Un altro comprimario di quel Piace, Luigi Erbaggio: “Davanti avevo calciatori importanti, capii subito che gli spazi dovevo conquistarmeli. Quell’anno mi ruppi il crociato, una sfortuna unica”. Il più polemico e allo stesso tempo più simpatico fra i miei compagni era Iacobelli, il più forte non saprei, eravamo tutti forti. La forza di questa squadra, come disse mister Cagni alla cena di Natale (del 1992, ndr), erano i calciatori che giocavano meno”. E gran finale con Gianpiero Piovani, bandiera biancorossa che rifiutò il Valencia per restare a Piacenza: “I nostri tifosi ci hanno aiutato tanto. Ho tantissimi ricordi a Piacenza, dall’arrivo grazie a Marchetti e Cagni, e poi l’aver condiviso e vinto tante battaglie coi compagni e la promozione per la prima volta in A”. Perché parlavo in dialetto con Cagni? “Era più comodo. Finì tutto quando un avversario bresciano capiva tutto quello che ci dicevamo”.
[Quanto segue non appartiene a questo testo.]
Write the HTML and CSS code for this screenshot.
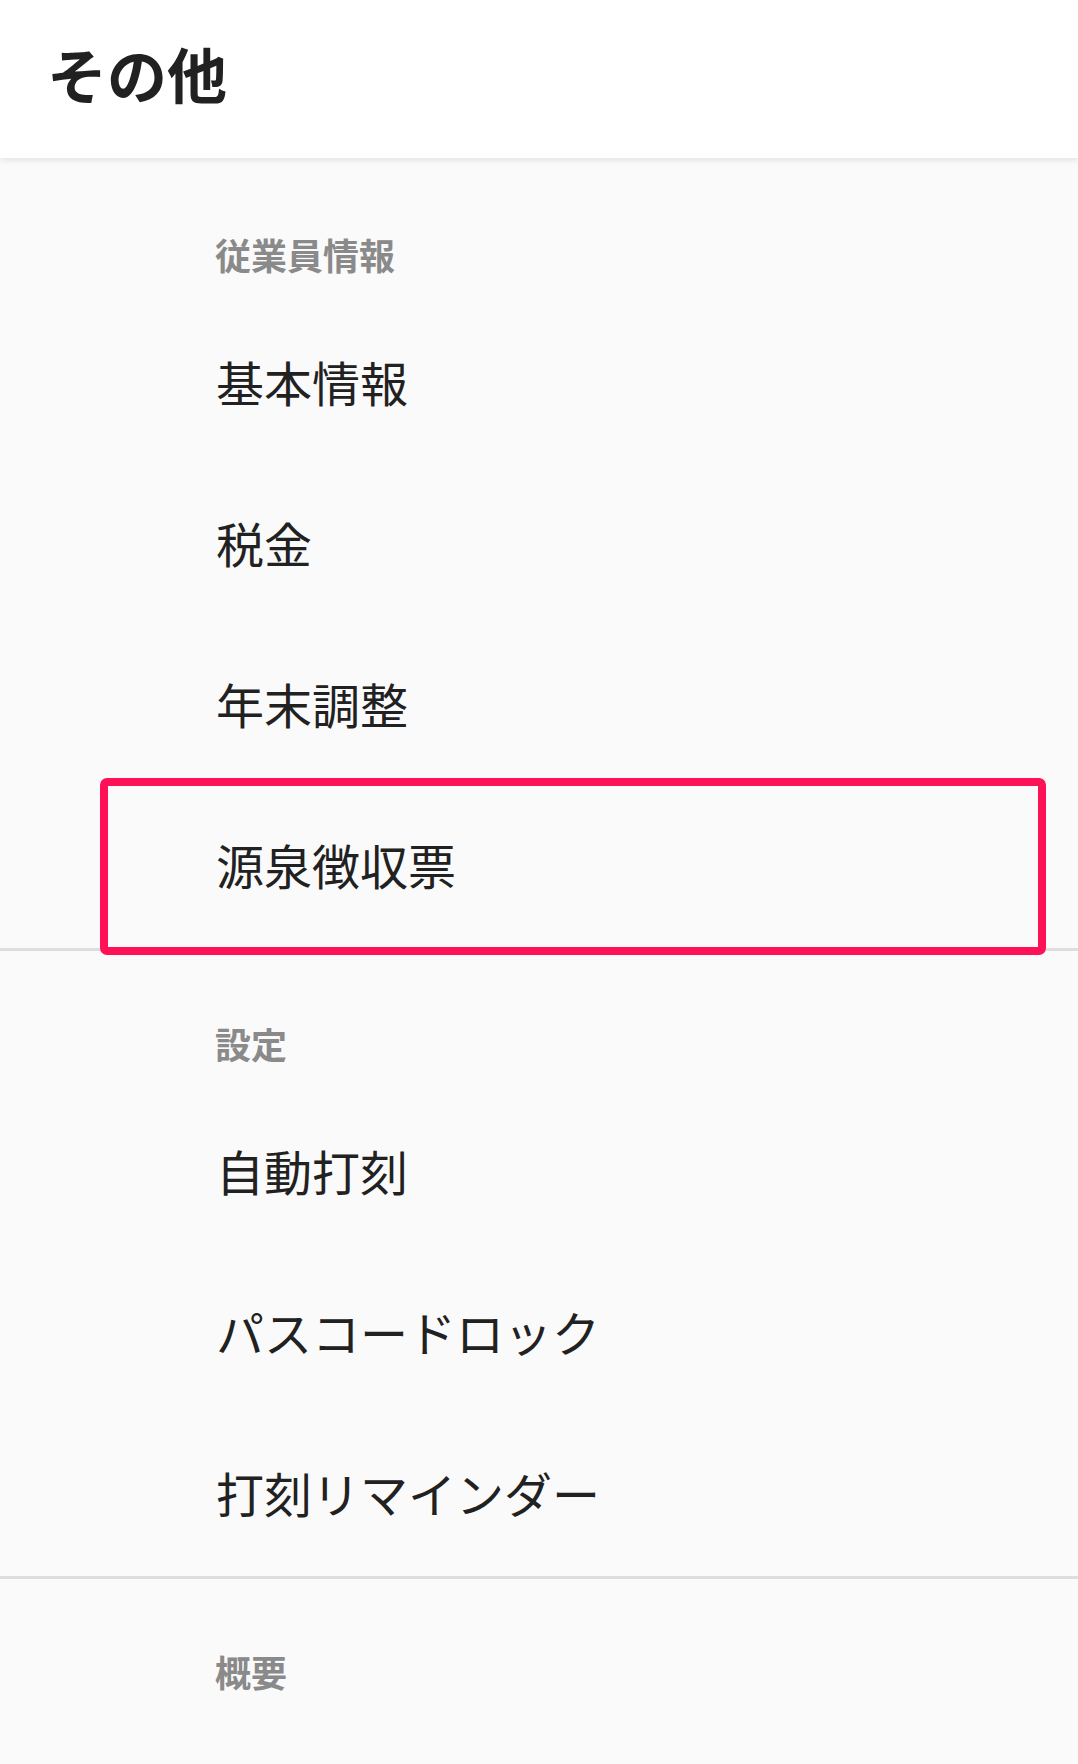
FILE: index.html
```html
<!DOCTYPE html>
<html lang="ja">
<head>
    <meta charset="utf-8" />
    <meta name="viewport" content="width=device-width, initial-scale=1.0">
    <title>その他</title>
    <link rel="stylesheet" href="styles.css">
</head>
<body>
    <header class="app-bar">
        <h1 class="app-title">その他</h1>
    </header>
    <main class="menu">
        <section class="menu-section">
            <h2 class="section-label">従業員情報</h2>
            <div class="menu-item">基本情報</div>
            <div class="menu-item">税金</div>
            <div class="menu-item">年末調整</div>
            <div class="menu-item highlight">源泉徴収票</div>
        </section>
        <section class="menu-section">
            <h2 class="section-label">設定</h2>
            <div class="menu-item">自動打刻</div>
            <div class="menu-item">パスコードロック</div>
            <div class="menu-item">打刻リマインダー</div>
        </section>
        <section class="menu-section">
            <h2 class="section-label">概要</h2>
        </section>
    </main>
</body>
</html>
```

FILE: styles.css
```css
html,
body {
    margin: 0;
    padding: 0;
    background: #fafafa;
}
body {
    font-family: "Noto Sans CJK JP", "Noto Sans", sans-serif;
    color: #212121;
}
.app-bar {
    position: relative;
    z-index: 1;
    height: 158px;
    box-sizing: border-box;
    display: flex;
    align-items: center;
    padding: 0 0 12px 47px;
    background: #ffffff;
    box-shadow: 0 2px 6px rgba(0, 0, 0, 0.1);
}
.app-title {
    margin: 0;
    font-size: 60px;
    font-weight: 700;
    line-height: 1;
    color: #212121;
}
.menu {
    padding-top: 4px;
}
.menu-section {
    border-bottom: 3px solid #dedede;
}
.menu-section:last-child {
    border-bottom: none;
    height: 183px;
}
.section-label {
    margin: 0;
    padding: 68px 0 26px 215px;
    font-size: 36px;
    font-weight: 700;
    line-height: 48px;
    color: #8a8a8a;
}
.menu-item {
    position: relative;
    height: 161px;
    box-sizing: border-box;
    display: flex;
    align-items: center;
    padding: 0 0 8px 216px;
    font-size: 48px;
    line-height: 1;
}
.highlight::after {
    content: "";
    position: absolute;
    top: -9px;
    bottom: -7px;
    left: 100px;
    right: 32px;
    border: 8px solid #ff1158;
    border-radius: 7px;
}
```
Amarcord biancorosso a Quarto

Dopo le vecchie glorie di “quel” Piacenza, è intervenuto l’attuale presidente biancorosso Marco Polenghi. “Una storia come quella che oggi ricordiamo dà una grossa responsabilità a noi che oggi amministriamo il Piacenza Calcio. De Vitis ha detto che erano una squadra e usavano la testa, questo è un esempio per la nuova società. Noi l’impegno lo metteremo fino alla fine”. “La promozione in serie A del 1993 fu un grande successo per la città di Piacenza”, ha detto la sindaca Katia Tarasconi. Un saluto anche da parte del sindaco di Gossolengo, Andrea Balestrieri, che ha definito la polisportiva Lyons Quarto, padrona di casa, “un fiore all’occhiello per tutta la provincia”.

Le parole dei protagonisti, infine, hanno lasciato spazio a quelle della storica radiocronaca di quel 13 giugno 1993 dello stesso Andrea Amorini. Al termine, le premiazioni di Leonardo Garilli (nipote dell’ex presidente del Piacenza), Gianpiero Marchetti (direttore sportivo), dei due figli del vicepresidente Mario Quartini, del figlio del segretario Giovanni Rubini, del preparatore atletico Alberto Ambrosio e di tutti i calciatori presenti.